Nurses arrive from SUNY Upstate to help Long Island's COVID-19 efforts

Despite hopes that the curve is flattening in New York state COVID-19 cases, hospitals on Long Island are preparing for a potential surge in patients.
Twenty-one critical care and emergency department nurses didn't just walk in for regular shifts at Stony Brook Medicine -- they drove for hours from SUNY Upstate Medical University to help out because their hospitals aren't seeing anywhere near the same numbers.
"When you see news stories about how your co-workers are struggling elsewhere, it's really frustrating to not be able to help," says Jessica Falgiatano. "So when this option came up, it was a no-brainer for me."
The nurses will start Friday, but received a hero's welcome Thursday. Hospital officials say their arrival will allow other nurses who have been working overtime to get some much-needed time off.
"It's incredible. Our nurses are working so hard -- extra hours -- nonstop -- no time to eat or drink, so this is a fabulous happening here today," says nurse Jessie Jellen.
As of Thursday morning, there were 430 COVID-19 patients at Stony Brook, 410 at Good Samaritan Hospital, 300 at St. Francis and 288 at Southside. Hospitals across the Island saw a surge in patients and have been making accommodations to handle the numbers.
"Part of what I do every day multiple times a day is match resources to need," says Catholic Health Services Executive Vice President Dr. Patrick O'Shaugnessy. "So we'll transfer patients between the system. We'll transfer supplies between hospitals if need be."

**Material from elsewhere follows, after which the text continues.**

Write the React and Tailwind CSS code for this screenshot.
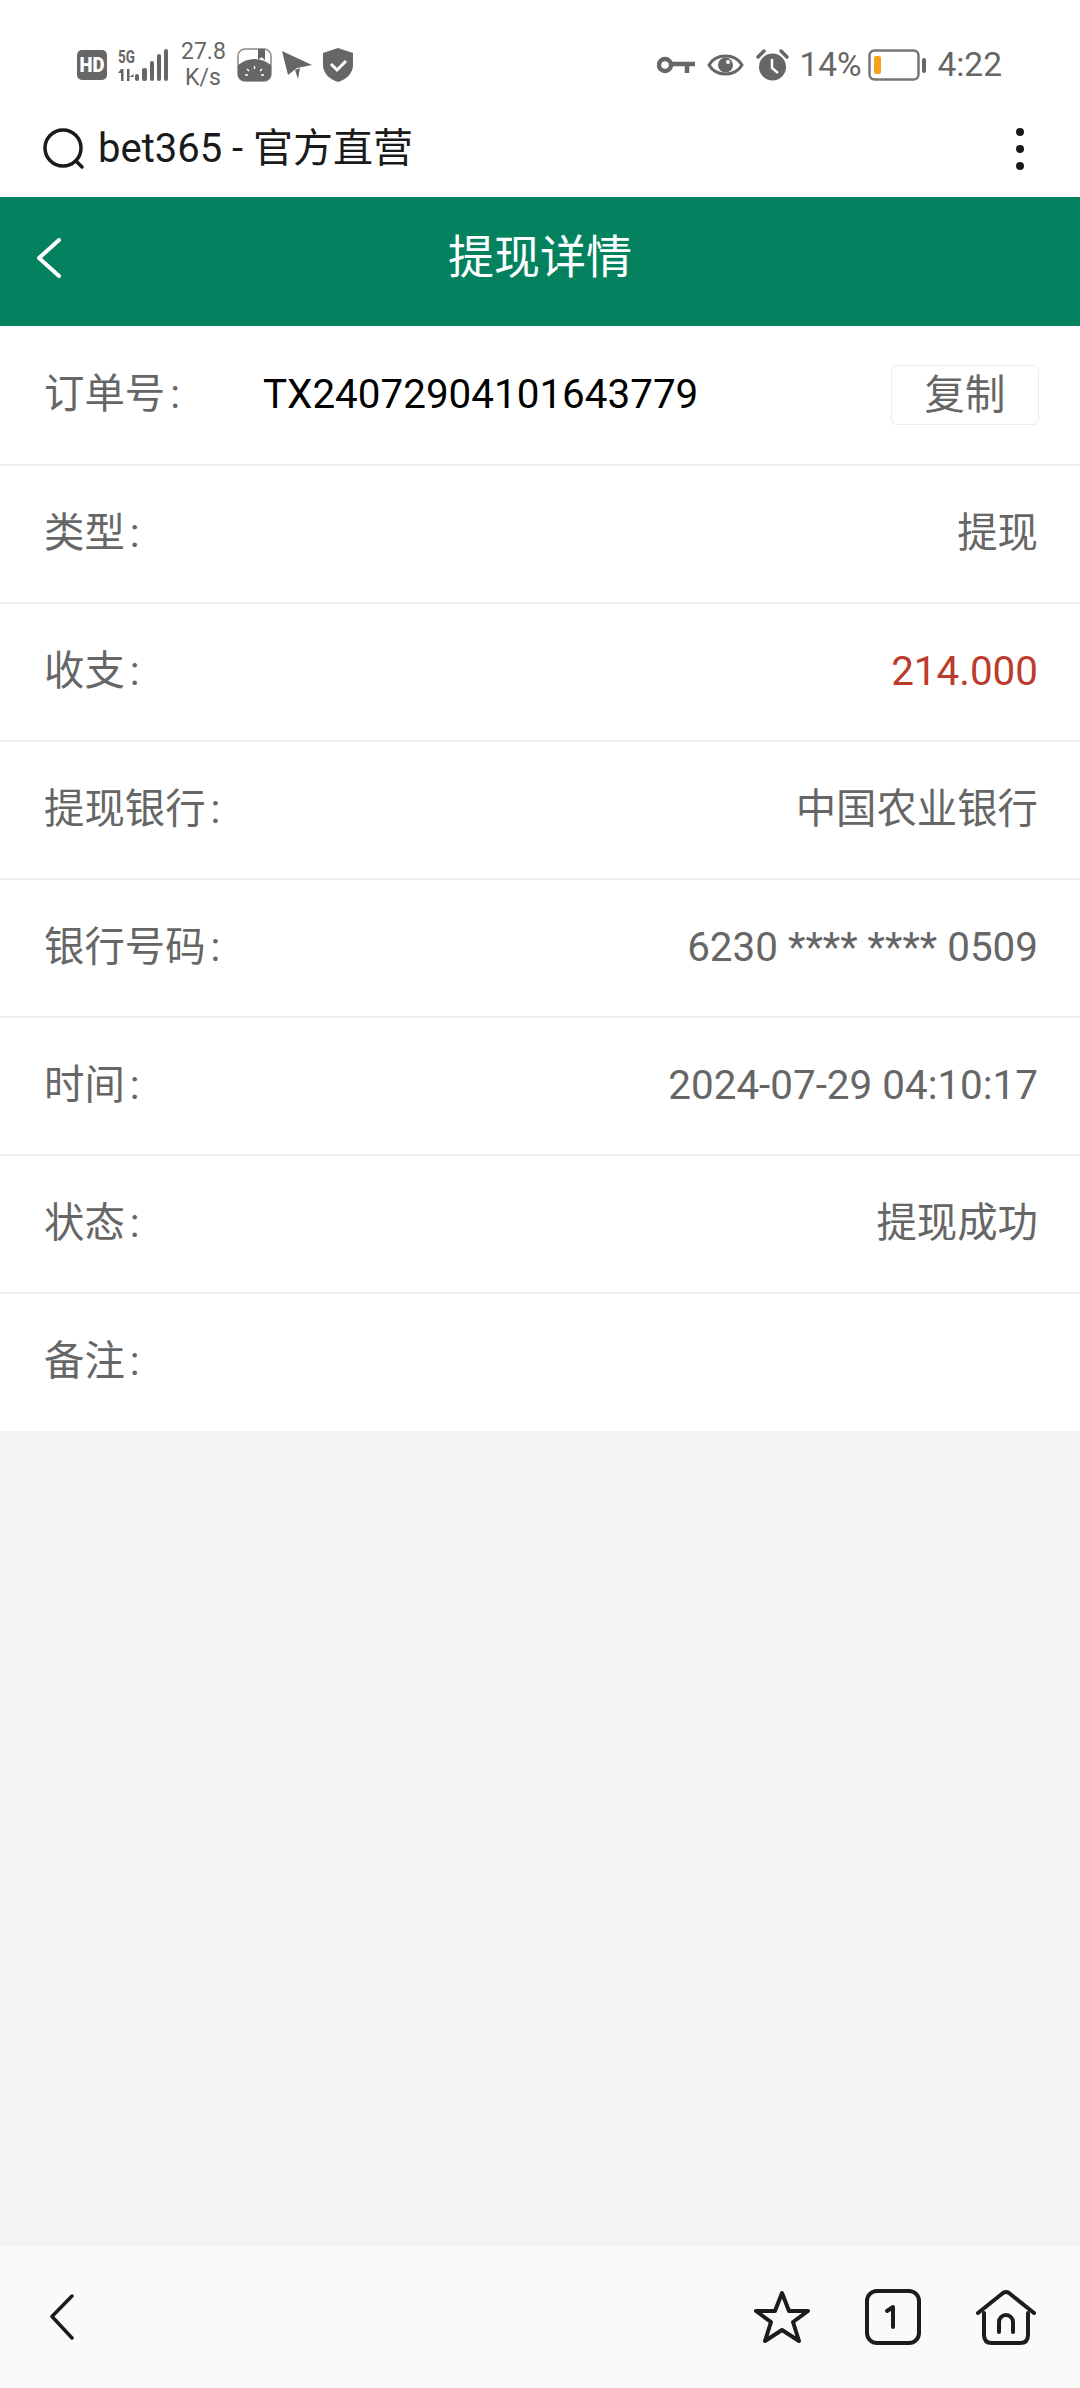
import React from "react";

const rows = [
  { label: "类型", value: "提现" },
  { label: "收支", value: "214.000", color: "text-[#bb3b2c]" },
  { label: "提现银行", value: "中国农业银行" },
  { label: "银行号码", value: "6230 **** **** 0509" },
  { label: "时间", value: "2024-07-29 04:10:17" },
  { label: "状态", value: "提现成功" },
  { label: "备注", value: "" },
];

const Label = ({ text }) => (
  <span className="text-[#666] whitespace-nowrap">
    {text}
    <span className="ml-[5px]">:</span>
  </span>
);

const StatusLeft = () => (
  <div className="flex items-center">
    <svg width="30" height="30" viewBox="0 0 30 30">
      <rect width="30" height="30" rx="5" fill="#666" />
      <text x="15" y="22" textAnchor="middle" fontSize="20" fontWeight="900" fontFamily="Roboto" textLength="25" lengthAdjust="spacingAndGlyphs" fill="#fff">HD</text>
    </svg>
    <svg className="ml-[11px] -mt-[4px]" width="50" height="36" viewBox="0 -4 50 36" fill="#666">
      <text x="0" y="14" fontSize="18" fontWeight="700" fontFamily="Roboto" textLength="17" lengthAdjust="spacingAndGlyphs">5G</text>
      <path d="M3 20h2.500v12H3zM0 24l3-4v4zM9 20h2.500v12H9zM11.500 28l4-3v3z" />
      <rect x="17" y="25" width="4" height="7" rx="2" />
      <rect x="24" y="19" width="5" height="13" rx="2" />
      <rect x="32" y="12" width="4" height="20" rx="2" />
      <rect x="39" y="5" width="4" height="27" rx="2" />
      <rect x="46" y="0" width="4" height="32" rx="2" />
    </svg>
    <div className="ml-[13px] w-[44px] text-center text-[#666] text-[23px] leading-[26px] whitespace-nowrap">
      <div>27.8</div>
      <div>K/s</div>
    </div>
    <svg className="ml-[12px]" width="35" height="34" viewBox="0 0 35 34">
      <rect x="1" y="1" width="33" height="32" rx="7" fill="#fff" stroke="#888" strokeWidth="1.5" />
      <path d="M1 17c10-8 23-8 33 0v9a7 7 0 0 1-7 7H8a7 7 0 0 1-7-7z" fill="#666" />
      <path d="M21 1h7v11l-3.500-3-3.500 3z" fill="#666" />
      <path d="M17.500 18v3M10 21l2 2M25 21l-2 2M8 27h3M24 27h3" stroke="#fff" strokeWidth="1.500" />
    </svg>
    <svg className="ml-[9px]" width="32" height="30" viewBox="0 0 32 30" fill="#666">
      <path d="M1 1l30 14-15 3-9 7z" />
      <path d="M14 20l3 9 2-11z" />
    </svg>
    <svg className="ml-[10px]" width="30" height="34" viewBox="0 0 30 34">
      <path d="M15 0l15 5v12c0 8-6 14-15 17C6 31 0 25 0 17V5z" fill="#666" />
      <path d="M8 16l6 6 9-9" fill="none" stroke="#fff" strokeWidth="3" />
    </svg>
  </div>
);

const StatusRight = () => (
  <div className="flex items-center">
    <svg width="38" height="20" viewBox="0 0 38 20" fill="none" stroke="#666" strokeWidth="4.500">
      <circle cx="8" cy="10" r="6" />
      <path d="M14 9h24M30 9v9" />
    </svg>
    <svg className="ml-[12px]" width="37" height="28" viewBox="0 0 37 28" fill="none">
      <path d="M2 14C9 2 28 2 35 14 28 26 9 26 2 14z" stroke="#666" strokeWidth="3" />
      <circle cx="18.500" cy="14" r="7.500" fill="#666" />
      <circle cx="21" cy="11" r="2" fill="#fff" />
    </svg>
    <svg className="ml-[12px]" width="33" height="32" viewBox="0 0 33 32">
      <circle cx="16.500" cy="18" r="13.500" fill="#666" />
      <path d="M16 10v9l6 5" fill="none" stroke="#fff" strokeWidth="2.500" />
      <path d="M2 8l6-6M31 8l-6-6" stroke="#666" strokeWidth="3.500" strokeLinecap="round" />
    </svg>
    <span className="ml-[10px] w-[62px] text-[33.500px] text-[#666] whitespace-nowrap">14%</span>
    <svg className="ml-[7px]" width="58" height="32" viewBox="0 0 58 32">
      <rect x="1.500" y="1.500" width="49" height="29" rx="5" fill="none" stroke="#777" strokeWidth="2.500" />
      <rect x="6" y="7" width="7" height="18" rx="2" fill="#f7a11d" />
      <rect x="54" y="9" width="4" height="15" rx="2" fill="#666" />
    </svg>
    <span className="ml-[11px] text-[33.500px] text-[#666]">4:22</span>
  </div>
);

const BottomBar = () => (
  <div className="h-[142px] bg-[#fafafa] flex items-center pl-[50px] pr-[44px]">
    <svg width="24" height="46" viewBox="0 0 24 46" fill="none" stroke="#1c1c1c" strokeWidth="3.500" strokeLinecap="round" strokeLinejoin="round">
      <path d="M22 2L2 22.500 22 44" />
    </svg>
    <svg className="ml-auto" width="56" height="54" viewBox="0 0 56 54" fill="none" stroke="#1c1c1c" strokeWidth="4" strokeLinejoin="round">
      <path d="M28 3l7 18h19L39 32l6 19-17-11-17 11 6-19L2 21h19z" />
    </svg>
    <svg className="ml-[55px]" width="56" height="56" viewBox="0 0 56 56" fill="none" stroke="#1c1c1c" strokeWidth="4">
      <rect x="2" y="2" width="52" height="52" rx="10" />
      <path d="M22 22l6-4v20" strokeLinecap="round" strokeLinejoin="round" />
    </svg>
    <svg className="ml-[55px]" width="60" height="56" viewBox="0 0 60 56" fill="none" stroke="#1c1c1c" strokeWidth="4" strokeLinecap="round" strokeLinejoin="round">
      <path d="M2 24L27 4q3-2 6 0l25 20" />
      <path d="M8 24v22q0 8 8 8h28q8 0 8-8V24" />
      <path d="M23 43V33a7 7 0 0 1 14 0v10" />
    </svg>
  </div>
);

export default function App() {
  return (
    <div className="w-[1080px] h-[2388px] flex flex-col bg-[#f3f3f3] font-['Roboto','Noto_Sans_CJK_SC',sans-serif]">
      <div className="bg-white">
        <div className="h-[100px] pt-[30px] pl-[77px] pr-[78px] flex items-center justify-between">
          <StatusLeft />
          <StatusRight />
        </div>
        <div className="h-[97px] pl-[43px] pr-[44px] flex items-center">
          <svg width="42" height="42" viewBox="0 0 42 42" fill="none" stroke="#1a1a1a" strokeWidth="3.500" strokeLinecap="round">
            <circle cx="20" cy="20" r="18" />
            <path d="M33 33l6 6" />
          </svg>
          <span className="ml-[13px] text-[40px] text-[#1a1a1a]">bet365 - 官方直营</span>
          <div className="ml-auto mr-[12px] flex flex-col gap-[9px]">
            <span className="w-[8px] h-[8px] rounded-full bg-[#1a1a1a]" />
            <span className="w-[8px] h-[8px] rounded-full bg-[#1a1a1a]" />
            <span className="w-[8px] h-[8px] rounded-full bg-[#1a1a1a]" />
          </div>
        </div>
      </div>

      <div className="h-[129px] bg-[#04825f] grid grid-cols-[1fr_auto_1fr] items-center pb-[8px]">
        <svg className="ml-[36px]" width="26" height="40" viewBox="0 0 26 40" fill="none" stroke="#fff" strokeWidth="4" strokeLinecap="round" strokeLinejoin="round">
          <path d="M23 2L3 20l20 18" />
        </svg>
        <span className="text-[46px] text-white">提现详情</span>
        <span />
      </div>

      <div className="bg-white text-[40.400px]">
        <div className="h-[140px] pl-[44px] pr-[42px] flex items-center border-b-2 border-[#f0f0f0]">
          <span className="w-[219px]"><Label text="订单号" /></span>
          <span className="text-black">TX24072904101643779</span>
          <button className="ml-auto -mr-[1px] w-[148px] h-[60px] border border-[#ececec] rounded-[6px] text-[#666]">复制</button>
        </div>
        {rows.map((r, i) => (
          <div
            key={r.label}
            className={i < rows.length - 1 ? "h-[138px] pl-[44px] pr-[42px] flex items-center justify-between border-b-2 border-[#f0f0f0]" : "h-[137px] pl-[44px] pr-[42px] flex items-center justify-between"}
          >
            <Label text={r.label} />
            <span className={r.color || "text-[#666]"}>{r.value}</span>
          </div>
        ))}
      </div>

      <div className="flex-1" />
      <BottomBar />
    </div>
  );
}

Good Samaritan and Southside have erected tents outside of their emergency departments as a place to triage and test patients for now. But if there is another surge, the tents could be used for treatment as well.
"Our next wave of surge planning is our tents," says Donna Moravick, executive director at Southside Hospital. "We have this huge tent and we're putting in patient bays and we're looking at what kind of patients would go out to the bay area."